Note that the `--lr_mode` allows to choose a different learning rate scheduler. In the `poly` case, a polynomial scheduler updates the LR to reach zero in the end of the programmed epochs.

The `--dtrans_cfg` flag controls the pointer to the configuration of data augmentation distortions in the form of additive noises, reverberations, etc.

#### Distortions Configuration

The configuration for the distortions (supplied with the `--dtrans_cfg` argument) allows to control the probability of a distortion being active for a sample in the batch. Hence, distortions are applied on the fly and independently, although with a hard-coded order as programmed in file `pase/transforms.py` (i.e. Reverb happens before Additive, etc.). Note that there are possible distortions:

* Overlap: activated with `overlap_p > 0` . This overlaps random chunks of speech from the selected directory of speech samples, emulating background speakers with the specified SNRs in `overlap_snrs` (picked randomly).
* Additive noise: activated with `noises_p > 0`. Selects a noise file from the specified directories and applies a random SNR out of the possible values.
* Amplitude clipping: activated with `clip_p > 0`. Clips the waveform amplitude on values beyond a specified percentage of the maximum peak (e.g. `0.1`value means clamp all values exceeding on absolute amplitude the value `0.1 x max_asbsolute_amplitude`).
* Waveform chopping: activated with `chop_p > 0`. Chops continuous sections of speech by building windows randomly sized following a Gaussian pdf with the values specified as tuples in the `chop_factors` array. For instance, `[0.05, 0.025]` means sampling a window of size `0.05 sec` on average with `0.025 sec` standard deviation. Many Gaussian parameterizations can be supplied to have windows of different sizes on average, which are then sampled uniformly random.
* Waveform resampling: activated with `downsample_p > 0`. Resample the signal to make it narrowband.
* Frequency band-drop: activated with `bandrop_p > 0`. Apply random bandpass filters to equalize the spectrogram per bands.
* Reverberation: activated with `reverb_p > 0`.

Each distortion has a set of parameters that can be controlled, like the impulse response files used to emulate reverberation or pointers to the directories where additive noises are found and the SNRs to be applied randomly. The file `cfg/distortions/pase+.cfg` exemplifies all the possible options to be controlled for the different distortions.

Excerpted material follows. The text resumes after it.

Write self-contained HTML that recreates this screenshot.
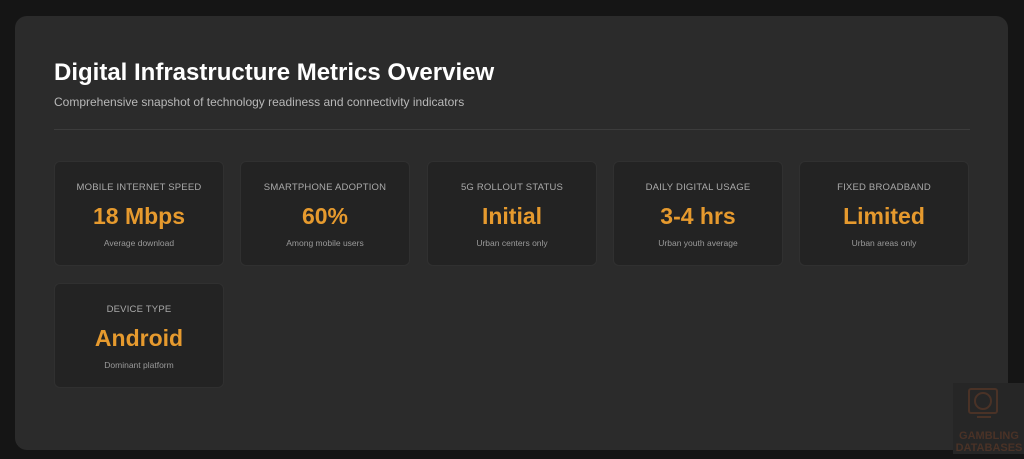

If no `--dtrans_cfg` file is provided, the waveforms are loaded as-is without any change except for a possible random scaling in case `--random_scale True` is supplied in the training command, as shown above.

**Links to the data to perform distortions:**
* Band-drop/Resampling filters are [HERE](https://drive.google.com/open?id=1oaWnurx0nHcUGpr5aiQ1La55S2USmA4p)
* Additive noises are [HERE](https://drive.google.com/open?id=1kDrUM97uoCtPm_kXMMtMkiHLvt26FWIT)
* For reverberation, the publicly available OpenSLR simulated RIRs can be found [HERE](https://www.openslr.org/26/)

Once you download and extract each of the above datasets, point the attributes `overlap_dir`, `noises_dir`, `bandrop_data_root`, `downsample_data_root` and `reverb_data_root` accordingly. Note that in order to activate the distortion there must be a probability of activation as mentioned earlier (e.g. `noises_p`), and each file will load on the fly.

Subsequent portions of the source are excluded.